Doar, who described himself as a “Lincoln Republican,” rose to the position of assistant attorney general, or top lawyer in charge of the department’s Civil Rights Division, and challenged discriminatory policies in Southern states that curtailed minority access to the voting booth and state universities.

He worked for the federal government at the height of the Civil Rights Movement, and played important roles in some of the pivotal moments of that cause.

In 1962, Doar escorted James Meredith onto the campus of the University of Mississippi, even as then-Gov. Ross Barnett and angry crowds sought to keep the school segregated. He helped Meredith settle into his dormitory on a campus roiled by violent riots that left two dead.

He later was the lead prosecutor in the federal trial arising from the deaths of three civil rights workers—Andrew Goodman, James Chaney and Michael Schwerner—who were killed in 1964 while in Mississippi to help Blacks register to vote.

He also prosecuted Collie Leroy Wilkins for federal civil rights violations in the murder of Viola Liuzzo, gaining conviction by an all-White jury in Alabama. In 1963, Doar confronted and calmed an angry mob after the assassination of civil rights leader Medgar Evers, murdered outside his home.

Doar would later contribute to drafting the Civil Rights Act of 1964, which Lyndon Johnson signed to try to enforce constitutional rights for all citizens.

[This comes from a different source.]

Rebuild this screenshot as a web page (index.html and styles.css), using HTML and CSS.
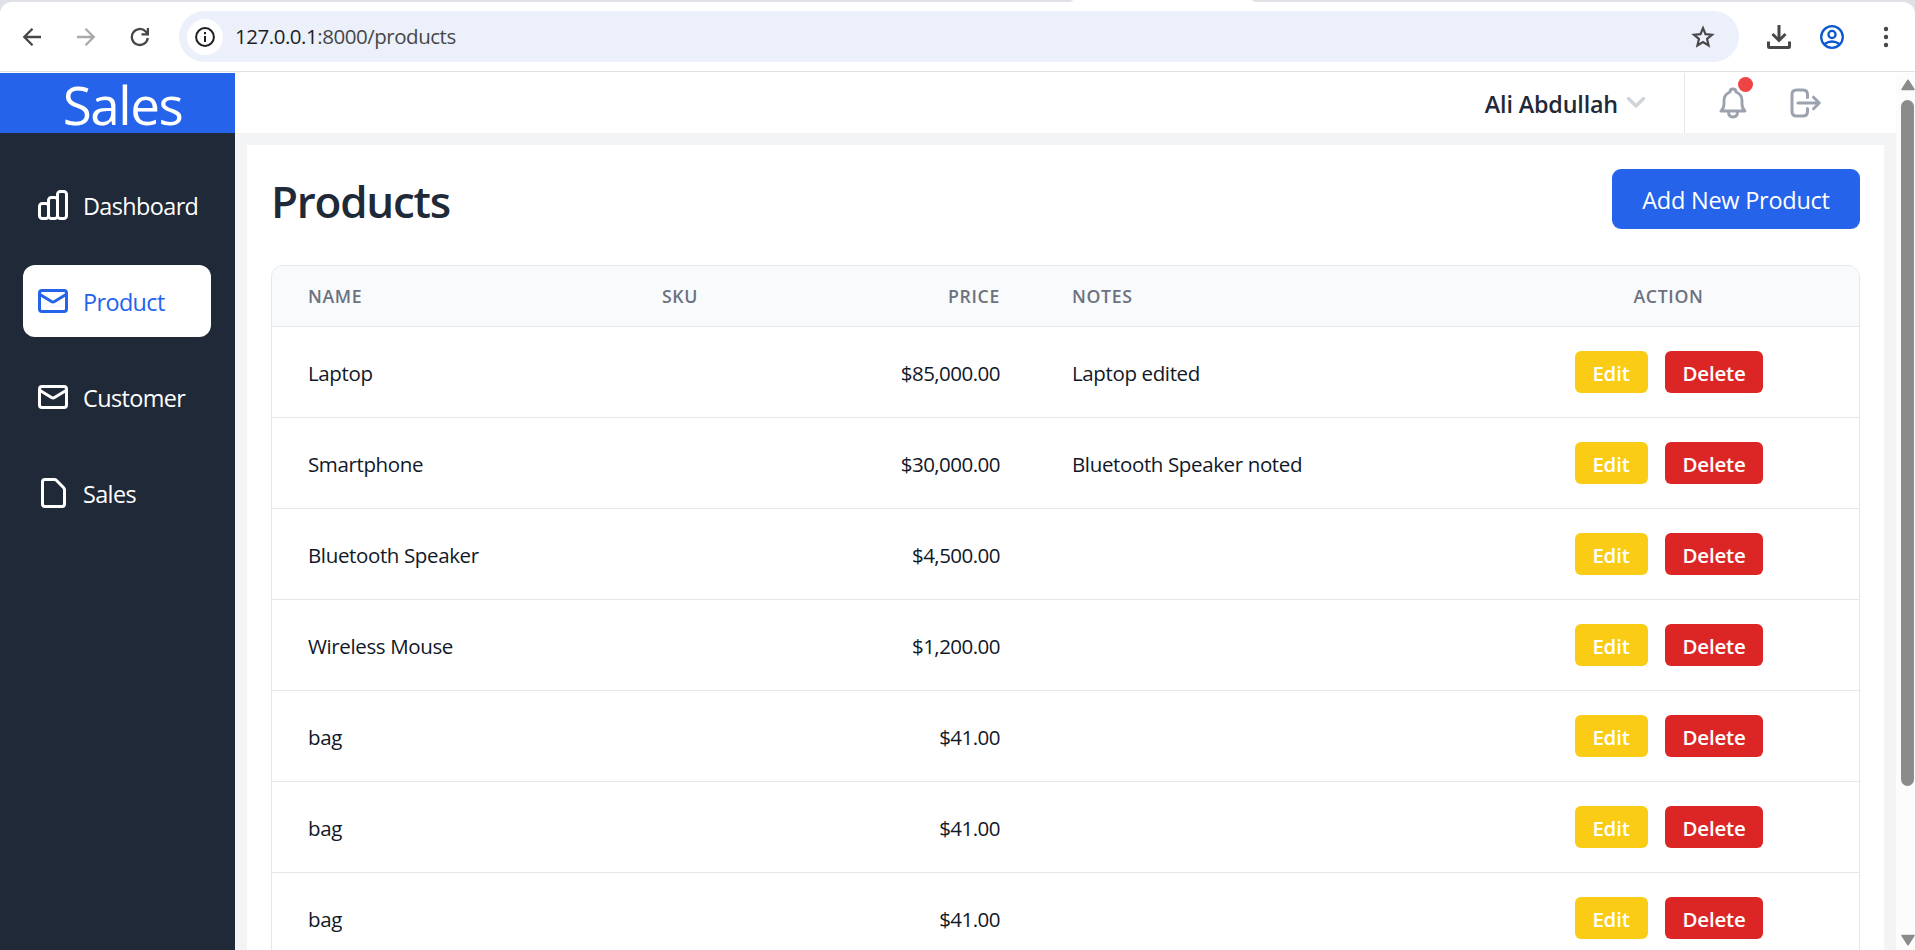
FILE: index.html
```html
<!DOCTYPE html>
<html lang="en">
<head>
<meta charset="utf-8">
<title>Products</title>
<link rel="stylesheet" href="styles.css">
</head>
<body>
<div class="browser">
  <div class="tab-strip"><span class="strip-left"></span><span class="strip-right"></span></div>
  <div class="toolbar">
    <svg class="nav-icon" width="20" height="20" viewBox="0 0 20 20"><path d="M19 10H2.500M10.500 1.800L2.300 10l8.200 8.200" fill="none" stroke="#474747" stroke-width="2.300"/></svg>
    <svg class="nav-icon" width="20" height="20" viewBox="0 0 20 20"><path d="M1 10h16.500M9.500 1.800l8.200 8.200-8.200 8.200" fill="none" stroke="#a9a9a9" stroke-width="2.300"/></svg>
    <svg class="nav-icon" width="20" height="20" viewBox="0 0 20 20"><path d="M17.800 11a8 8 0 1 1-2.300-6.700L17.800 7" fill="none" stroke="#474747" stroke-width="2.300"/><path d="M19 1v7.500h-7.500V6.300h5.300V1z" fill="#474747"/></svg>
    <div class="address">
      <span class="site-info"><svg width="20" height="20" viewBox="0 0 20 20"><circle cx="10" cy="10" r="8.900" fill="none" stroke="#1f1f1f" stroke-width="2"/><path d="M9 9h2v6H9zM9 5h2v2.200H9z" fill="#1f1f1f"/></svg></span>
      <span class="url"><b>127.0.0.1</b>:8000/products</span>
      <svg class="star" width="24" height="24" viewBox="0 0 24 24"><path d="M12 3.200l2.500 6 6.500.55-4.950 4.250 1.500 6.350L12 17l-5.550 3.350 1.500-6.350L3 9.750l6.500-.55z" fill="none" stroke="#474747" stroke-width="2.200"/></svg>
    </div>
    <svg class="download" width="24" height="24" viewBox="0 0 24 24"><path d="M12 0v15M5.500 9l6.500 6.500L18.500 9" fill="none" stroke="#474747" stroke-width="3"/><path d="M1.500 16.500v5q0 1 1 1h19q1 0 1-1v-5" fill="none" stroke="#474747" stroke-width="3"/></svg>
    <svg class="profile" width="24" height="24" viewBox="0 0 24 24"><g fill="none" stroke="#0b57d0" stroke-width="2.300"><circle cx="12" cy="12" r="10.800"/><circle cx="12" cy="9.500" r="3.600"/><path d="M4.500 19q7.500-5 15 0"/></g></svg>
    <svg class="menu" width="6" height="24" viewBox="0 0 6 24"><g fill="#474747"><circle cx="3" cy="4" r="2.200"/><circle cx="3" cy="12" r="2.200"/><circle cx="3" cy="20" r="2.200"/></g></svg>
  </div>
</div>

<div class="app">
  <aside class="sidebar">
    <div class="brand">Sales</div>
    <nav class="nav">
      <a class="nav-item"><svg class="icon" width="30" height="30" viewBox="0 0 30 30"><rect x="1.500" y="13.500" width="9" height="15" rx="2.800"/><rect x="10.500" y="7.500" width="9" height="21" rx="2.800"/><rect x="19.500" y="1.500" width="9" height="27" rx="2.800"/></svg><span>Dashboard</span></a>
      <a class="nav-item active"><svg class="icon" width="30" height="30" viewBox="0 0 30 30"><rect x="1.500" y="4.500" width="27" height="21" rx="2.500"/><path d="M2 8.500l11.500 7q1.500.9 3 0L28 8.500"/></svg><span>Product</span></a>
      <a class="nav-item"><svg class="icon" width="30" height="30" viewBox="0 0 30 30"><rect x="1.500" y="4.500" width="27" height="21" rx="2.500"/><path d="M2 8.500l11.500 7q1.500.9 3 0L28 8.500"/></svg><span>Customer</span></a>
      <a class="nav-item"><svg class="icon" width="30" height="30" viewBox="0 0 30 30"><path d="M7 1.500h9.300q1.200 0 2 .8l7.400 7.400q.8.800.8 2V26q0 2.500-2.500 2.500H7q-2.500 0-2.500-2.500V4Q4.500 1.500 7 1.500z"/></svg><span>Sales</span></a>
    </nav>
  </aside>

  <div class="content">
    <header class="topbar">
      <span class="user">Ali Abdullah</span>
      <svg class="chevron" width="20" height="14" viewBox="0 0 20 14"><path d="M2.500 2.500l7.500 7.500 7.500-7.500" fill="none" stroke="#d1d5db" stroke-width="3.400" stroke-linecap="round" stroke-linejoin="round"/></svg>
      <div class="actions">
        <span class="bell">
          <svg width="28" height="32" viewBox="0 0 28 32"><g fill="none" stroke="#9ca3af" stroke-width="2.900" stroke-linecap="round" stroke-linejoin="round"><path d="M2 24h24q-3-2.500-3-7v-3.500q0-6-6-8.500Q17 2 14 2t-3 3q-6 2.500-6 8.500V17q0 4.500-3 7z"/><path d="M9.500 24.500q0 5.500 4.500 5.500t4.500-5.500"/></g></svg>
          <i class="dot"></i>
        </span>
        <svg width="32" height="30" viewBox="0 0 32 30"><g fill="none" stroke="#9ca3af" stroke-width="3" stroke-linecap="round" stroke-linejoin="round"><path d="M17.500 9.500V6.500q0-4.500-4.500-4.500H6.500Q2 2 2 6.500v17Q2 28 6.500 28H13q4.500 0 4.500-4.500v-3M8 15h21M23.500 9.200l5.800 5.800-5.800 5.800"/></g></svg>
      </div>
    </header>

    <main class="card">
      <div class="card-head">
        <h1>Products</h1>
        <button class="add">Add New Product</button>
      </div>
      <div class="table">
        <div class="row head"><span>NAME</span><span>SKU</span><span class="price">PRICE</span><span>NOTES</span><span class="act">ACTION</span></div>
        <div class="row"><span>Laptop</span><span></span><span class="price">$85,000.00</span><span>Laptop edited</span><span class="act"><button class="edit">Edit</button><button class="delete">Delete</button></span></div>
        <div class="row"><span>Smartphone</span><span></span><span class="price">$30,000.00</span><span>Bluetooth Speaker noted</span><span class="act"><button class="edit">Edit</button><button class="delete">Delete</button></span></div>
        <div class="row"><span>Bluetooth Speaker</span><span></span><span class="price">$4,500.00</span><span></span><span class="act"><button class="edit">Edit</button><button class="delete">Delete</button></span></div>
        <div class="row"><span>Wireless Mouse</span><span></span><span class="price">$1,200.00</span><span></span><span class="act"><button class="edit">Edit</button><button class="delete">Delete</button></span></div>
        <div class="row"><span>bag</span><span></span><span class="price">$41.00</span><span></span><span class="act"><button class="edit">Edit</button><button class="delete">Delete</button></span></div>
        <div class="row"><span>bag</span><span></span><span class="price">$41.00</span><span></span><span class="act"><button class="edit">Edit</button><button class="delete">Delete</button></span></div>
        <div class="row"><span>bag</span><span></span><span class="price">$41.00</span><span></span><span class="act"><button class="edit">Edit</button><button class="delete">Delete</button></span></div>
      </div>
    </main>
  </div>

  <div class="scrollbar">
    <svg width="14" height="12" viewBox="0 0 14 12"><path d="M7 1.200L13 10.500H1z" fill="#8b8b8b" stroke="#8b8b8b" stroke-width="1.500" stroke-linejoin="round"/></svg>
    <div class="thumb"></div>
    <svg class="down" width="14" height="12" viewBox="0 0 14 12"><path d="M7 10.800L13 1.500H1z" fill="#8b8b8b" stroke="#8b8b8b" stroke-width="1.500" stroke-linejoin="round"/></svg>
  </div>
</div>
</body>
</html>
```
FILE: styles.css
```css
* { box-sizing: border-box; }

body {
  margin: 0;
  height: 950px;
  overflow: hidden;
  font-family: "Open Sans", "Noto Sans", sans-serif;
  font-size: 20.500px;
  letter-spacing: -0.370px;
  color: #111827;
  background: #fff;
}

button { border: 0; font: inherit; color: #fff; padding: 2px 0 0; }
svg { display: block; flex: none; }

/* Browser toolbar */
.browser { height: 73px; background: linear-gradient(#dee1e6 0 12px, #fff 12px); }
.tab-strip { height: 2px; display: flex; justify-content: space-between; background: #fff; }
.strip-left { width: 1073px; background: #dee1e6; border-bottom-right-radius: 6px 2px; }
.strip-right { width: 663px; background: #dee1e6; border-bottom-left-radius: 6px 2px; }
.toolbar {
  height: 70px;
  display: flex;
  align-items: center;
  padding-left: 22px;
  background: #fff;
  border-bottom: 1px solid #dfe1e5;
  border-radius: 12px 12px 0 0;
}
.nav-icon { margin-right: 34px; }
.nav-icon + .nav-icon + .nav-icon { margin-right: 29px; }
.address {
  width: 1560px;
  height: 51px;
  display: flex;
  align-items: center;
  padding: 0 24px 0 8px;
  border-radius: 26px;
  background: #ebf0fa;
}
.site-info {
  width: 36px;
  height: 36px;
  display: grid;
  place-items: center;
  border-radius: 50%;
  background: #fff;
}
.url { margin-left: 12px; padding-bottom: 2px; letter-spacing: -0.470px; color: #474747; }
.url b { font-weight: 400; color: #1f1f1f; }
.star { margin-left: auto; }
.download { margin-left: 28px; }
.profile { margin-left: 29px; }
.menu { margin-left: 39px; }

/* Application shell */
.app { height: 877px; display: flex; overflow: hidden; }

.sidebar { width: 235px; flex: none; background: #1f2937; color: #fff; }
.brand {
  height: 60px;
  padding: 3px 0 0 10px;
  background: #2563eb;
  font-size: 53px;
  line-height: 57px;
  letter-spacing: -1.500px;
  text-align: center;
}
.nav { display: grid; gap: 24px; padding: 36px 24px 0 23px; }
.nav-item {
  height: 72px;
  display: flex;
  align-items: center;
  gap: 15px;
  padding-left: 15px;
  border-radius: 12px;
  font-size: 23.400px;
  letter-spacing: -0.600px;
}
.nav-item span { padding-top: 2px; }
.nav-item.active { background: #fff; color: #2563eb; }
.icon { fill: none; stroke: currentColor; stroke-width: 3; stroke-linejoin: round; }

.content { flex: 1; min-width: 0; background: #f3f4f6; }
.topbar {
  height: 60px;
  display: flex;
  align-items: center;
  justify-content: flex-end;
  background: #fff;
}
.user { font-size: 23.300px; font-weight: 600; letter-spacing: -0.150px; color: #1f2937; padding-top: 1px; }
.chevron { margin: 0 38px 0 8px; }
.actions {
  width: 212px;
  height: 60px;
  display: flex;
  align-items: center;
  gap: 43px;
  padding-left: 34px;
  border-left: 1px solid #e5e7eb;
}
.bell { position: relative; }
.dot {
  position: absolute;
  top: -10px;
  right: -6px;
  width: 15px;
  height: 15px;
  border-radius: 50%;
  background: #ef4444;
}

/* Products card */
.card { margin: 12px 12px 0; padding: 24px; height: 900px; background: #fff; }
.card-head { height: 60px; display: flex; align-items: center; justify-content: space-between; margin-bottom: 36px; }
h1 { margin: 0; padding-top: 4px; font-size: 44px; line-height: 56px; font-weight: 600; letter-spacing: -1.250px; color: #1f2937; }
.add { width: 248px; height: 60px; border-radius: 9px; background: #2563eb; font-size: 23.500px; letter-spacing: -0.250px; }

.table { border: 1px solid #e5e7eb; border-radius: 12px 12px 0 0; overflow: hidden; }
.row {
  height: 91px;
  display: grid;
  grid-template-columns: 354px 196px 214px 442px 1fr;
  align-items: center;
  border-bottom: 1px solid #e5e7eb;
}
.row > span { padding: 2px 36px 0; white-space: nowrap; }
.row .price { text-align: right; letter-spacing: -0.520px; }
.row > .act { display: flex; justify-content: center; gap: 17px; padding-top: 0; }
.row.head {
  height: 61px;
  background: #f9fafb;
  color: #6b7280;
  font-size: 17.700px;
  font-weight: 600;
  letter-spacing: 0.650px;
}
.row.head > span { padding-top: 0; letter-spacing: inherit; }
.edit, .delete { height: 42px; border-radius: 6px; font-weight: 600; letter-spacing: -0.200px; }
.edit { width: 73px; background: #facc15; }
.delete { width: 98px; padding-left: 1px; background: #dc2626; }

/* Window scrollbar */
.scrollbar { width: 19px; flex: none; padding: 6px 0 0 5px; background: #fcfcfc; }
.thumb { width: 13px; height: 686px; margin: 9px 0 148px; border-radius: 7px; background: #8b8b8b; }
```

In March 1965, Doar was the first to arrive in Montgomery, Ala., during the third Selma-to-Montgomery marches. He walked into Montgomery half a block ahead of the march in his capacity as assistant attorney general.

Doar left his government post in 1967 and went into private practice working for Bedford Stuyvesant Development Corporation.

He returned to service in 1974, appointed as Chief Counsel for the United States House Committee on the Judiciary, which was then investigating the Watergate scandal and preparing articles of impeachment against President Richard Nixon. Doar then started his own law firm in New York City: Doar, Rieck, Kaley and Mack.

He is survived by his son, Robert Doar, a former Commissioner of the New York City Human Resources Administration.